Friday, February 5, 2010

#7. Boston Actors Theater

The Altruists by Nicky Silver has been touted as one of the funniest contemporary plays by my peers. It's pretty good, anyway. So I guess it made sense to check it out when these guys were putting it up.

Auditions were at Boston Playwrights' Theatre. Man, that place gets all of the action.

Boston Actors Theater. Boston Playwrights' Theatre. Huh.

This was a cold-read audition. Before I signed in I was asked who I thought I should read for. I wanted to say, "What do YOU think, smart guy?!" but I didn't think I'd score too many points with that one. Here are all the male roles:

RONALD: Male mid 20s to 30s, a gay social worker; a well intentioned dreamer
ETHAN: Male late 20s to early 30s, a womanizing political activist
LANCE: Male early 20s, a beautiful, stupid street hustler and prostitute

Since no one would cast me to portray any of these characters, anyway - and I pretty much knew that coming into this - I said that I would read for Ethan.

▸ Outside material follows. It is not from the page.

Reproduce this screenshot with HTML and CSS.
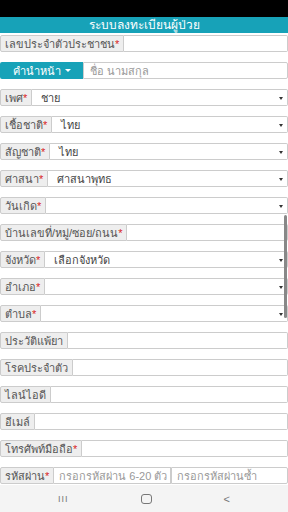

I read a scene between the characters Ethan and Sydney with another actor, Lauren. We read through it again and again. She was getting funnier each time and I was not. Sydney was clearly the focus of the scene, as all of her objectives were pretty clear. All Ethan seemed to do was act as a brick wall, refuting all of her points. But I figured, "Well, listening is acting, too; not just speaking."

So I listened to Sydney real hard for the directors. And then they told me they had seen enough.

In my heart, I knew that I should have read for the gay social worker.